December 04, 2024
ANALYSIS

Getting rid of tailgaters will take a serious solution

It is time to rid the earth and its highways of one of the planet’s worst scourges – tailgaters. I propose a new law that will imprison tailgaters for a five-year term for the first offense and execute them for any repeat offense.

I will ask my favorite legislator, Sen. Christine Savage of Union, to file the bill.

Tailgaters, as if you need to be reminded, are those brain-dead drivers, some of whom think they are in a NASCAR race, who insist on speeding up to your rear bumper and staying there for miles, even when there is ample opportunity to pass.

They are the reason I never carry my service revolver in my glove compartment.

They come in all sizes, in all sexes, in all shapes. Some of them multitask and use their cell phones while tailgating.

I have never understood the practice and never will. Do they really think you will speed up, because they are already late for work? Do they think they will get someplace faster by driving as close as physically possible to another car? Wouldn’t passing the car in front of them and increasing their own speed be an improvement over tailgating?

What they are doing is increasing the likelihood of an accident for both cars. If a unicorn jumps out in front of my car and I slam on the brakes and the moron behind me slams into me, guess what the tailgater will say? “I couldn’t stop in time.”

Gee, I wonder why?

Since I started driving, I have simply dropped 10 miles an hour when one of these NASCAR rejects comes too close. If they stay, then I drop 10 miles an hour more, especially if there is room to pass. I pray that I aggravate them as much as they bother me.

I am not alone in my concern for these drivers.

The Associated Press reported last week that although many drivers might see tailgating as nothing more than an annoyance, it is a significant factor in many accidents, safety officials said.

In Minnesota, rear-end collisions accounted for 28 percent of all crashes last year and resulted in 22 deaths, according to the State Office of Traffic Safety. And the number of rear-end crashes in the state increased to 24,820 last year, from 22,206 in 2002.

“It’s truly dangerous,” said Pat Hackman, executive director of Safe Communities of Wright County, a nonprofit traffic safety organization. “And some people might say, ‘Don’t we have bigger problems than this?’ And we certainly do. But I don’t think you quite understand how this is contributing to the bigger problems that we have.”

In a trial project, Minnesota painted dots on a two-mile stretch of a rural highway about 35 miles northwest of Minneapolis, to teach drivers about safe following distances.

The idea of the dots on the highway here, explained on road signs, is for drivers to keep a distance of two dots between vehicles. The 225 feet between dots represents a driving interval of three seconds at the speed limit of 55 mph.

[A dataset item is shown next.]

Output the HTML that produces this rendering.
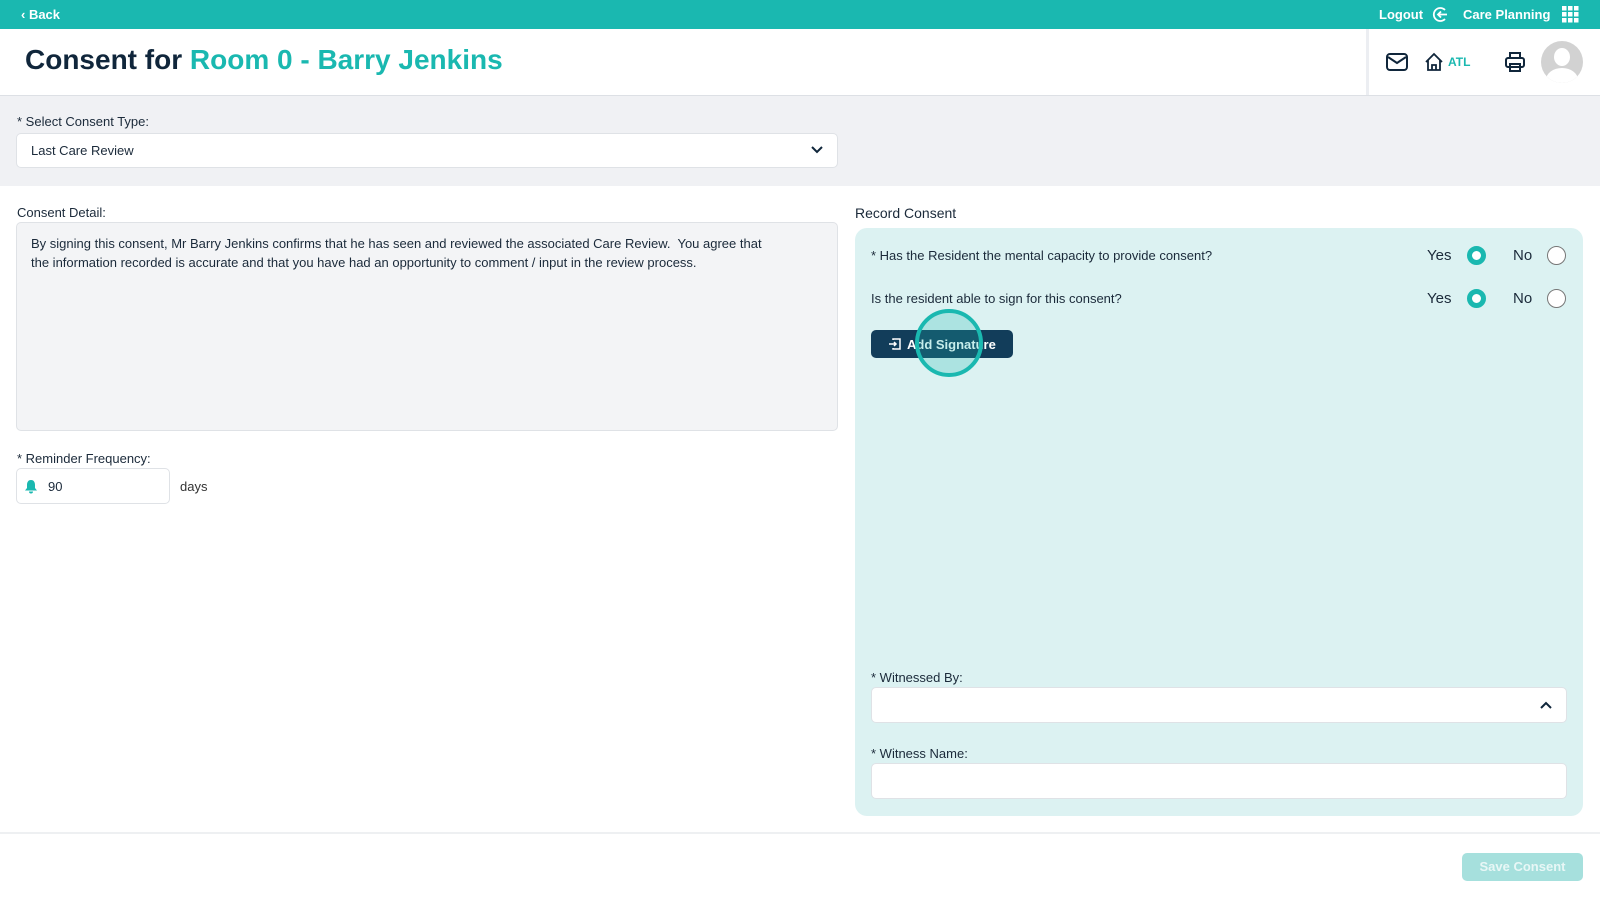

Maryland started a similar project this month on the eastbound span of the Chesapeake Bay Bridge in Annapolis using hot pink panels. Pennsylvania began experimenting with distance dots in 2000, but stopped adding them to roads in 2003 because transportation officials said they were not deterring the worst offenders.

Gordy Pehrson, traffic safety coordinator in the Minnesota Office of Traffic Safety, said he hoped the dots would have a “halo effect,” with drivers taking the lesson to other roads as well.

“This is not intended to be the cure-all for all the tailgating problems,” Pehrson said. “Obviously we’re not going to paint dots on every road in the state.”

Should Maine cover its highways with dots to deter tailgating? No.

The flaw in the Maryland and Minnesota plans is that it treats tailgating as a rational process. How could it be?

I favor my plan. Five years first offense. Execution second offense.

That will stomp out tailgating, once and for all.